HDF5 Parallelization for Hierarchical Semi-Sparse Data Cubes


Paper:	HDF5 Parallelization for Hierarchical Semi-Sparse Data Cubes
Volume:	535, Astronomical Data Analysis Software and Systems XXXI
Page:	115
Authors:	Nadvornik, J.; Skoda, P.; Tvrdik, P.
Abstract:	Big Data is not only about big volumes but also a higher number of dimensions of the data. For every observed astronomical object, we usually have multiple observations in different times, wavelengths, polarization, or even created by different instrument types.
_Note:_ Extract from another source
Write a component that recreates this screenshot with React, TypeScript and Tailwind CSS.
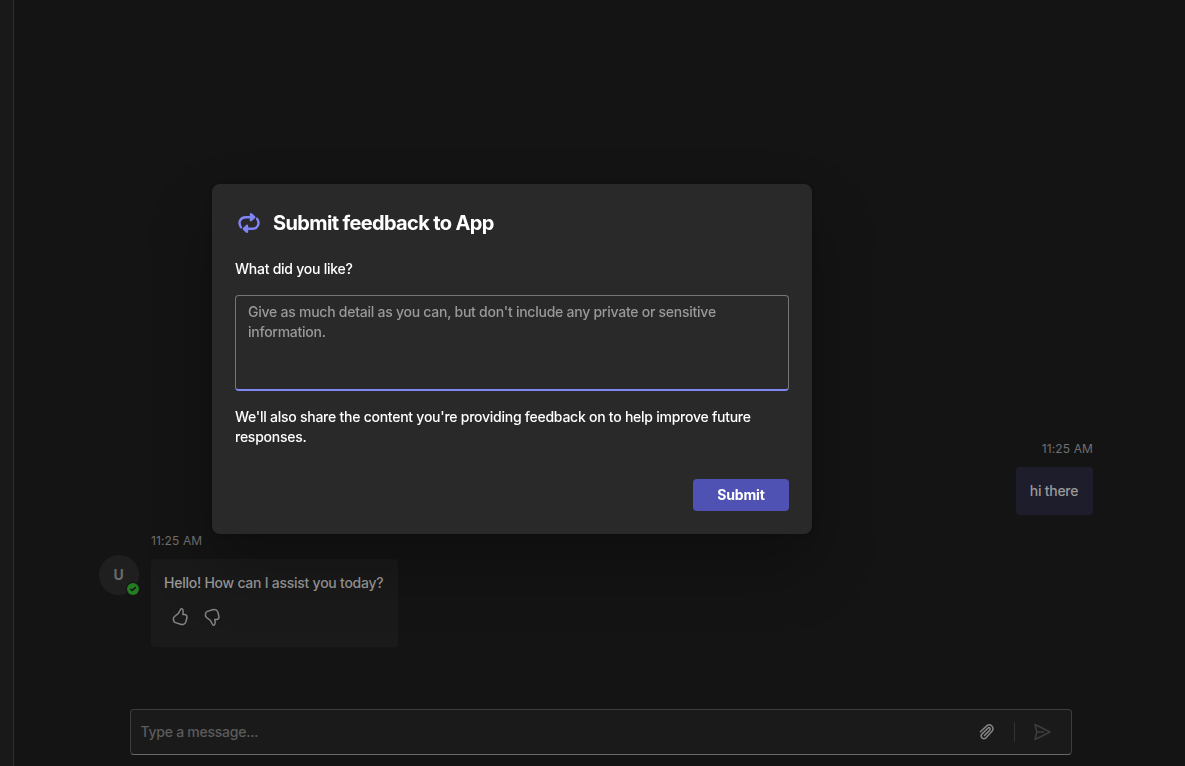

Intuitively, taking all of the relevant information into account will produce higher quality results for classification or clustering algorithms, rather than just focusing on a single aspect of the object. Most often we are talking about spectroscopic and photometric observations which can be combined into data cubes. With the Hierarchical Semi-Sparse data cubes (HiSS cubes) engine we combine spectral and imaging data within the HDF5 format for efficient use of machine learning algorithms and visualization. The HiSS cube ensures this efficiency by implementing an indexing mechanism within the HDF5 that also takes advantage of the native chunking feature. Preprocessing that rescales the spectral and photometry measurements, in order to be directly comparable, takes significant time. Therefore, it needs to be parallelized, and this parallelization also takes advantage of the native HDF5 parallel I/O feature. This contribution focuses on the parallel performance of the Python version h5py of the HDF5-based solution in the construction of the HiSS cube.